I do love the color -- it plays nicely with many of my jackets, including my faux-Chanel and my wool S2153.  Unfortunately, I don't have many tops that coordinate, but that just means more sewing opportunities.  The fabric is a mostly-Rayon ponte from Hancock.  It is very comfortable, and - so far -  has not pilled as severely as the first ponte did (also mostly-Rayon).  
Here we go -- this is the real color.
They even work well for walking the dogs in hiking boots!

It was easy to sew, but very difficult to cut.  It just refused to lay flat, even after removing the selvages. I washed it twice, pressed it several times and almost gave up entirely before I decided to just cut it unfolded.  A bit high maintenance for a ponte, don't you think?
Nasty winter weather = bad indoor photos

Last year's pair was a bit too low-rise for me, and the pattern description does mention "one inch below the waist", so I lengthened the rise by one inch all around.  That was a bit too high, especially in the front.  I almost feel like Urkel.
Knees are little stretched out.
Maybe it's not the perfect fabric.
I did forget to shorten the leg length this time.  I'm about average height and rarely wear heels higher than a hiking boot.  (My personal style revolves around comfort.)  So once again, I chopped the length from the hemline at the end of the project, leaving them long enough to wear with my Dansko clogs, but a tad long for my everyday stomping around shoes.  It would look and feel better if I took it out of the lower thigh, instead.  It is slightly more complicated to shorten/lengthen, due to the multiple angled seams, but not impossible.

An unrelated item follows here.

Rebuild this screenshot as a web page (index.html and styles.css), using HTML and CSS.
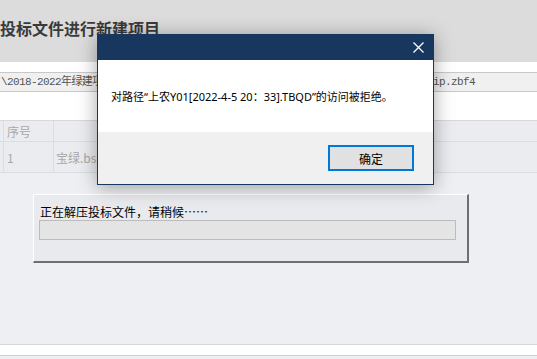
FILE: index.html
```html
<!DOCTYPE html>
<html>
<head>
	<title>投标文件进行新建项目</title>
  <link rel="stylesheet" href="styles.css">
</head>
<body>
	<div class="page">
		<div class="head">
			<h1 class="title">投标文件进行新建项目</h1>
		</div>

		<div class="path-area">
			<div class="pathbar">
				<span>\2018-2022年绿建项目\投标文件\宝绿.bs</span>
				<span class="path-end">ip.zbf4</span>
			</div>
		</div>

		<!-- file list -->
		<div class="grid-head">
			<div class="cell cell-no">序号</div>
			<div class="cell cell-name"></div>
		</div>
		<div class="grid-row">
			<div class="cell cell-no">1</div>
			<div class="cell cell-name">宝绿.bs</div>
		</div>

		<div class="fill"></div>
		<div class="strip"></div>
		<div class="status"></div>

		<!-- unzip progress -->
		<div class="progress">
			<p class="progress-text">正在解压投标文件，请稍候……</p>
			<div class="progress-bar"></div>
		</div>

		<!-- error message box -->
		<div class="dialog">
			<div class="dlg-title">
				<span class="dlg-close">
					<svg width="11" height="11" viewBox="0 0 11 11">
						<path d="M0.5 0.5 L10.5 10.5 M10.5 0.5 L0.5 10.5" stroke="#ffffff" stroke-width="1.3" fill="none"/>
					</svg>
				</span>
			</div>
			<div class="dlg-body">对路径“上农Y01[2022-4-5 20：33].TBQD”的访问被拒绝。</div>
			<div class="dlg-foot">
				<button class="ok-btn">确定</button>
			</div>
		</div>
	</div>
</body>
</html>
```

FILE: styles.css
```css
body {
	margin: 0;
}

.page {
	position: relative;
	display: flex;
	flex-direction: column;
	width: 537px;
	height: 359px;
	overflow: hidden;
	background-color: #eeeff2;
	font-family: "Noto Sans CJK SC", sans-serif;
}

.head {
	height: 62px;
	background-color: #dcdcdc;
}

.title {
	margin: 0;
	padding-top: 17px;
	font-size: 16px;
	line-height: 22px;
	font-weight: bold;
	color: #3a3a3a;
}

.path-area {
	background-color: #fff;
	padding: 10px 0 28px;
}

.pathbar {
	display: flex;
	height: 18px;
	padding: 0 62px 0 1px;
	border-top: 1px solid #c8c8c8;
	border-bottom: 1px solid #c8c8c8;
	background-color: #f0f0f0;
	font-family: "Liberation Mono", "Noto Sans CJK SC", monospace;
	font-size: 11px;
	line-height: 18px;
	letter-spacing: -0.6px;
	color: #555;
	white-space: nowrap;
	overflow: hidden;
}

.path-end {
	margin-left: auto;
}

.grid-head {
	display: flex;
	height: 20px;
	border-top: 1px solid #d8d8d8;
	border-bottom: 1px solid #dcdde0;
	background-color: #ebecef;
}

.grid-row {
	display: flex;
	height: 30px;
	border-bottom: 1px solid #dcdde0;
	background-color: #ebecef;
}

.cell {
	font-size: 12px;
	color: #a8a8a8;
	display: flex;
	align-items: center;
	border-left: 1px solid #dcdde0;
}

.cell-no {
	margin-left: 3px;
	width: 46px;
	padding-left: 3px;
}

.cell-name {
	flex: 1;
	padding-left: 2px;
}

.fill {
	flex: 1;
}

.strip {
	height: 10px;
	border-top: 1px solid #d6d6d6;
	border-bottom: 1px solid #d0d0d0;
	background-color: #fff;
}

.status {
	height: 3px;
	background-color: #eeeff2;
}

.progress {
	position: absolute;
	left: 33px;
	top: 194px;
	width: 436px;
	height: 69px;
	box-sizing: border-box;
	padding: 9px 0 0 5px;
	background-color: #e9eaee;
	border-top: 1px solid #fff;
	border-left: 1px solid #fff;
	border-right: 2px solid #6f6f6f;
	border-bottom: 2px solid #6f6f6f;
}

.progress-text {
	margin: 0 0 0 1px;
	font-size: 12px;
	line-height: 16px;
	color: #000;
}

.progress-bar {
	width: 417px;
	height: 20px;
	box-sizing: border-box;
	border: 1px solid #bcbcbc;
	background-color: #e4e4e4;
}

.dialog {
	position: absolute;
	left: 97px;
	top: 34px;
	width: 335px;
	border: 1px solid #17375e;
	box-shadow: 0 2px 18px rgba(0, 0, 0, 0.35);
}

.dlg-title {
	display: flex;
	justify-content: flex-end;
	height: 25px;
	background-color: #17375e;
}

.dlg-close {
	display: flex;
	align-items: center;
	justify-content: center;
	width: 30px;
}

.dlg-body {
	height: 72px;
	box-sizing: border-box;
	padding: 28px 0 0 13px;
	background-color: #fff;
	font-family: "Noto Sans", "Noto Sans CJK SC", sans-serif;
	font-size: 11px;
	line-height: 18px;
	color: #000;
	white-space: nowrap;
}

.dlg-foot {
	display: flex;
	justify-content: flex-end;
	height: 52px;
	box-sizing: border-box;
	padding: 13px 19px 0 0;
	background-color: #f0f0f0;
}

.ok-btn {
	width: 86px;
	height: 26px;
	border: 2px solid #0078d7;
	background-color: #e1e1e1;
	font-family: "Noto Sans CJK SC", sans-serif;
	font-size: 12px;
	color: #000;
	padding: 0;
}
```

So maybe I do need to make it again -- at least if I'm going to achieve the perfect fit. (1) Lengthen the back rise by 3/4", leave the front as-is or maybe add 1/4". (2) Shorten leg length by about 1"-1.5".  It is pretty quick to sew, after all.  There is the difficulty in finding the right fabric, however!  

*My very stringent criteria for fabric = low poly content, nice color and a "nice" weight.